Task description :: Gather every line of the entries that includes the word "React".

Dataset entries ::
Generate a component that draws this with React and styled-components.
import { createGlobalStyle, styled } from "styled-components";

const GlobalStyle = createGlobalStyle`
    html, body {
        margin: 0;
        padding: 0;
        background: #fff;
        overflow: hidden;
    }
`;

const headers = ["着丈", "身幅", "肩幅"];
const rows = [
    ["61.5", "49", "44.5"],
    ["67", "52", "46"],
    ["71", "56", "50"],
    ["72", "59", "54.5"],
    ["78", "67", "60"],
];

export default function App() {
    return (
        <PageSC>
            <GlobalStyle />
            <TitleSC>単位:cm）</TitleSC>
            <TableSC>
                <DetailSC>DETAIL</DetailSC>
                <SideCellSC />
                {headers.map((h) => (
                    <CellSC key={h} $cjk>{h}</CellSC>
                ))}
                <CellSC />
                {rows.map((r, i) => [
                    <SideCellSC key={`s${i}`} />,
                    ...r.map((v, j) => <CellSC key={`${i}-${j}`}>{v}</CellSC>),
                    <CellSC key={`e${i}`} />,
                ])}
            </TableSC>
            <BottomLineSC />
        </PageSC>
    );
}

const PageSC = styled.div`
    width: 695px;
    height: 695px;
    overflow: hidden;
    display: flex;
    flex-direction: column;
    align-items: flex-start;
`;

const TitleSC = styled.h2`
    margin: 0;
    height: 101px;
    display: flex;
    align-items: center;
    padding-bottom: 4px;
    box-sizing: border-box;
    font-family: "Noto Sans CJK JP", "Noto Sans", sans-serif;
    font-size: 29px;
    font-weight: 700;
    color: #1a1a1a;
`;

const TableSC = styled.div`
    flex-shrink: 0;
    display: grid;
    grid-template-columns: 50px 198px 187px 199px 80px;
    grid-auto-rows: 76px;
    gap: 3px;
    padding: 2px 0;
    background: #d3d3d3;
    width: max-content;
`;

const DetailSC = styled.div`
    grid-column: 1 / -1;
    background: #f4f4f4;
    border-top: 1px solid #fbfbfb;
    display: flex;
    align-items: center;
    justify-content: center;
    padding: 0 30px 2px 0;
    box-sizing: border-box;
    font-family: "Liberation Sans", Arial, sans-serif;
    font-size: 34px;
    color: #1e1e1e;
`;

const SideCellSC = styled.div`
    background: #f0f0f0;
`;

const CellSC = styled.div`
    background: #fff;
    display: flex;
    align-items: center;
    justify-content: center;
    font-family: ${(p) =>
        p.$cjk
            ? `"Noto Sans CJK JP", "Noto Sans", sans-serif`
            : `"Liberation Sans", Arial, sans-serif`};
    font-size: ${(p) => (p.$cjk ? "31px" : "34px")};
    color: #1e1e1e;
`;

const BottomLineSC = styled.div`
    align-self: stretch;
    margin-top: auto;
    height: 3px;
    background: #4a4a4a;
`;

==

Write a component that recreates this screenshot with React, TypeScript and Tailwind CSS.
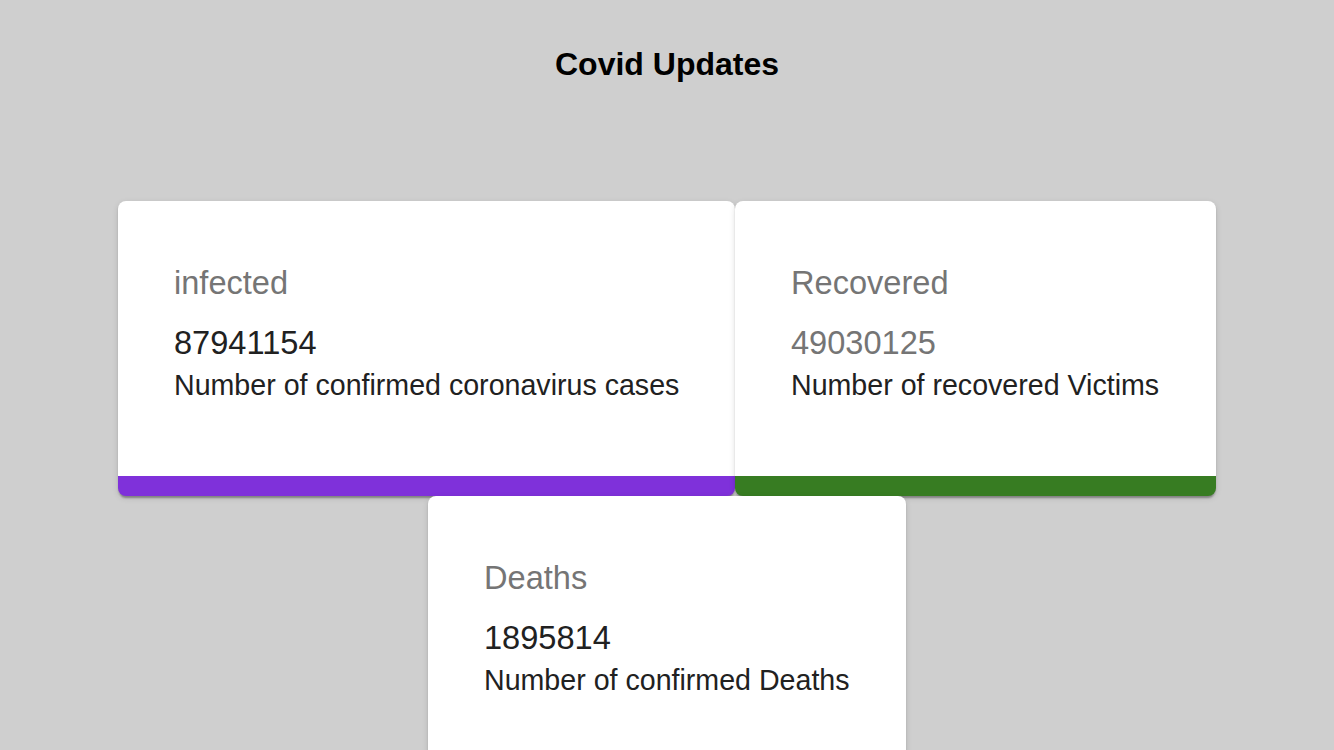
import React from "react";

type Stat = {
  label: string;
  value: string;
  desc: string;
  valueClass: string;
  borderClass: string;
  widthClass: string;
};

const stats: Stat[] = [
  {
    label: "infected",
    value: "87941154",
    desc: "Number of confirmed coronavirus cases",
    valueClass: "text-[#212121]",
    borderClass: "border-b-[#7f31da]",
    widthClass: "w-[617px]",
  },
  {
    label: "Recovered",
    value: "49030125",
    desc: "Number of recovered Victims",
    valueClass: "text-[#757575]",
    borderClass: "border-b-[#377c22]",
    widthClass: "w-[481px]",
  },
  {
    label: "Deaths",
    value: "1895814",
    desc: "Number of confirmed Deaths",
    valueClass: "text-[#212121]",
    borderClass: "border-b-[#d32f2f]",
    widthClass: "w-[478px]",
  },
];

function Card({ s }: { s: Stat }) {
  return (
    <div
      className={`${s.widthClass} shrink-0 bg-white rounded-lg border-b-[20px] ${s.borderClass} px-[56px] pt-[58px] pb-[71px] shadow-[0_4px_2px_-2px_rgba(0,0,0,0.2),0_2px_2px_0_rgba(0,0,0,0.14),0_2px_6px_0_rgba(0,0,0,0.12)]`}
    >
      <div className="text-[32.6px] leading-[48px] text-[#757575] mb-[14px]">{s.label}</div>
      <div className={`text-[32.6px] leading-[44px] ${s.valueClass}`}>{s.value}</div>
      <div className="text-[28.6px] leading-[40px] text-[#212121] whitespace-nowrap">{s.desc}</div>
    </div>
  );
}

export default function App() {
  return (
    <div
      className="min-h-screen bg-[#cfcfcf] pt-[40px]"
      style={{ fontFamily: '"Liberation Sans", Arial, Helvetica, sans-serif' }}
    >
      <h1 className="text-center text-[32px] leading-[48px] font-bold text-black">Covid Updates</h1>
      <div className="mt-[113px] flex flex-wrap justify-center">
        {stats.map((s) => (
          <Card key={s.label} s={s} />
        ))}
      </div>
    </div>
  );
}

* * *

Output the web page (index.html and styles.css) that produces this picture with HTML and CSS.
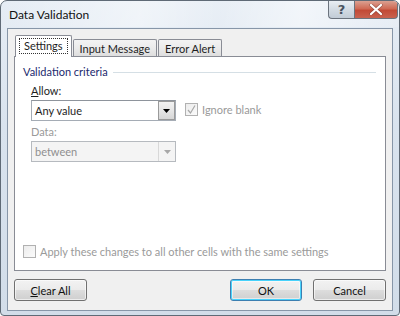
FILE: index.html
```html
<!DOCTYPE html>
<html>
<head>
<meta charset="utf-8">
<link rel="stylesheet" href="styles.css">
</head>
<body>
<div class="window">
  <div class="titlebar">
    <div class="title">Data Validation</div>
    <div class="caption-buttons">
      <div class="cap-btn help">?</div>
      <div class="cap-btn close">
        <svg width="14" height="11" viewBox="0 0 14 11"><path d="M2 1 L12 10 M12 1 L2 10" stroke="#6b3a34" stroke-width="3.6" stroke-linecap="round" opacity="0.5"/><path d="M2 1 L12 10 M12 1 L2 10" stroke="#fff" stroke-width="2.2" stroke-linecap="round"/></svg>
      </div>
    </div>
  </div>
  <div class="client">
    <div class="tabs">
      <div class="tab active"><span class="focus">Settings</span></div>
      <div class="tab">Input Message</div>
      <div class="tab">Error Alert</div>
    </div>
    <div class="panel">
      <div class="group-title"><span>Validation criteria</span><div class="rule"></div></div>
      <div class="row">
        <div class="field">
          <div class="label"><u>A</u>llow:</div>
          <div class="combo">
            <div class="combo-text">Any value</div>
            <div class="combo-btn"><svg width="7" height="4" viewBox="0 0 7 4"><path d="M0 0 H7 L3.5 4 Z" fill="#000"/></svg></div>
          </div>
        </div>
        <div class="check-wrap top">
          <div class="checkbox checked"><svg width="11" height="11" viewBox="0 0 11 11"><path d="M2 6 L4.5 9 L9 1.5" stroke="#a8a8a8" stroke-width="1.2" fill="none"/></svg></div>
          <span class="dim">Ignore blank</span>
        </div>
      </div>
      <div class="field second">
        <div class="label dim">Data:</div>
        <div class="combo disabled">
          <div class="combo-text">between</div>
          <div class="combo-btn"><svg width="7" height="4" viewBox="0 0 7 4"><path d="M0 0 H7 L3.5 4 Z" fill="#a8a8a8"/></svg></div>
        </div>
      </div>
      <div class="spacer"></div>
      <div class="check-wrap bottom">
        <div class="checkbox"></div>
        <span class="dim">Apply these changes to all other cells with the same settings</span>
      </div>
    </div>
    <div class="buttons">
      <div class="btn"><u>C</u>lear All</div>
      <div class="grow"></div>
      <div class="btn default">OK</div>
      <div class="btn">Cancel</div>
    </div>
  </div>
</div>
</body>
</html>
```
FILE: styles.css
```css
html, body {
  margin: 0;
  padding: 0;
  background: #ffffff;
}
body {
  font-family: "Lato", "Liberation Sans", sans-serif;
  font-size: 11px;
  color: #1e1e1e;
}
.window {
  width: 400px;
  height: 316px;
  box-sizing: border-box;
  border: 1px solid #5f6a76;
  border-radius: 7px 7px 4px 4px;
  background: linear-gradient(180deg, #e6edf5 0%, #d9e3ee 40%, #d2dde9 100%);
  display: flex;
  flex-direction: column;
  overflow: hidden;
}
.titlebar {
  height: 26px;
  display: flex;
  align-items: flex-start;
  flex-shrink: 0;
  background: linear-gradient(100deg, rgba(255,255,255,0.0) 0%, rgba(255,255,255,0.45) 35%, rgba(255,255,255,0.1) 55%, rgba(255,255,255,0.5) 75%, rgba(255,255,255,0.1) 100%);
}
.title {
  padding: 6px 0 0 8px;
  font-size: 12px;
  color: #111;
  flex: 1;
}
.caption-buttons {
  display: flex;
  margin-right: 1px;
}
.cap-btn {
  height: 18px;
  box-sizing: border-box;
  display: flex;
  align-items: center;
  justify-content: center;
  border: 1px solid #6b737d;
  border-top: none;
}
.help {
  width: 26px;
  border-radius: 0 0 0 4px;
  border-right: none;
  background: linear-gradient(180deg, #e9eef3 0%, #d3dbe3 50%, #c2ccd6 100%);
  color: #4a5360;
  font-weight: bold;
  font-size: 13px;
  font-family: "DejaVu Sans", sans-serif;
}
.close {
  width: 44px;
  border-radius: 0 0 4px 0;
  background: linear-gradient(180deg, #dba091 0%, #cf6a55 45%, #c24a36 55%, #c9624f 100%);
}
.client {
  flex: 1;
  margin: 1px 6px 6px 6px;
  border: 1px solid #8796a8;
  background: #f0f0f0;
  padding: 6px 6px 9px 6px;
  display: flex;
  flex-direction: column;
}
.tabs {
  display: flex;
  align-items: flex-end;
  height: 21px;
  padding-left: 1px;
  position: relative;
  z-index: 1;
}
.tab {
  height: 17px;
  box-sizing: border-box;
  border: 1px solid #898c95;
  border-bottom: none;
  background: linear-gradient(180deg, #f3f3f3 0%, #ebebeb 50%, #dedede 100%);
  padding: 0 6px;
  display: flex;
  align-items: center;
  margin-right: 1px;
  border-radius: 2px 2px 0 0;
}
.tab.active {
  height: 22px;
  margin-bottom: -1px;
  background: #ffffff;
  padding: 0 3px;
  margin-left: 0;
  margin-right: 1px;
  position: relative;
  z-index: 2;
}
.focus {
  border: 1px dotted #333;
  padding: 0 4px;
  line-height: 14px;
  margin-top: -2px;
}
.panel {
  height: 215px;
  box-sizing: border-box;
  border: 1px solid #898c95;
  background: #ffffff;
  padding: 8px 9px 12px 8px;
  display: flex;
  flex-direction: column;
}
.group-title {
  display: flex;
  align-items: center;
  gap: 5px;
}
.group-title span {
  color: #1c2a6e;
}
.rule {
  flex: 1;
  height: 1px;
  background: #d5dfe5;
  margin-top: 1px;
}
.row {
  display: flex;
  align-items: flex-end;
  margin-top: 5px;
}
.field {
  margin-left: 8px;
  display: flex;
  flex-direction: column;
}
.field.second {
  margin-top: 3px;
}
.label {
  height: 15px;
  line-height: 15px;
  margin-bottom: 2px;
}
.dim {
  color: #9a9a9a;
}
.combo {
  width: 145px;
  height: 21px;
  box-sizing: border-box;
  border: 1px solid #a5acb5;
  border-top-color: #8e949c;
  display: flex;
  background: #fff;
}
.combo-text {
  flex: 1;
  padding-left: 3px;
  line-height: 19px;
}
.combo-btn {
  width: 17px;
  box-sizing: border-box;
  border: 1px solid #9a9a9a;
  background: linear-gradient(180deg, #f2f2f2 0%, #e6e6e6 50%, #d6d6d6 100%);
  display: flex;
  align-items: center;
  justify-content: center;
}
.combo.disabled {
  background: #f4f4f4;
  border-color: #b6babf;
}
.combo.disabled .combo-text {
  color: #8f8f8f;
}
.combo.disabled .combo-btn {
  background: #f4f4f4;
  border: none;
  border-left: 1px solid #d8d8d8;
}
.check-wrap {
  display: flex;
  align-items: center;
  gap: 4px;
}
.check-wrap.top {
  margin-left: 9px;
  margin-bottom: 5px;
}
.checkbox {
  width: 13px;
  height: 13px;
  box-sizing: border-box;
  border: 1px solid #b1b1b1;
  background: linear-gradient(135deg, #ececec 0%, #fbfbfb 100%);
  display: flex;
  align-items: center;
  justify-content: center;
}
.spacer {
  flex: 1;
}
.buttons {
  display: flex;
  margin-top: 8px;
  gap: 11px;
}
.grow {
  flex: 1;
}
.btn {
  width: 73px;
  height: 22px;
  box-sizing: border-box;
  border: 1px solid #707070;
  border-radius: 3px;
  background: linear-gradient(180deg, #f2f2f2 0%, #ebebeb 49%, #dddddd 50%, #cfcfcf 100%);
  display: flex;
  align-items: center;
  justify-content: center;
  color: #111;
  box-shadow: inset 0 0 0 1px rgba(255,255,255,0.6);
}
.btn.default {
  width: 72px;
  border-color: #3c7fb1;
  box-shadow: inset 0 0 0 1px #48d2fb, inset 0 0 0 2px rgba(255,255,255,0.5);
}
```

Problem solution ::
Generate a component that draws this with React and styled-components.
Write a component that recreates this screenshot with React, TypeScript and Tailwind CSS.
import React from "react";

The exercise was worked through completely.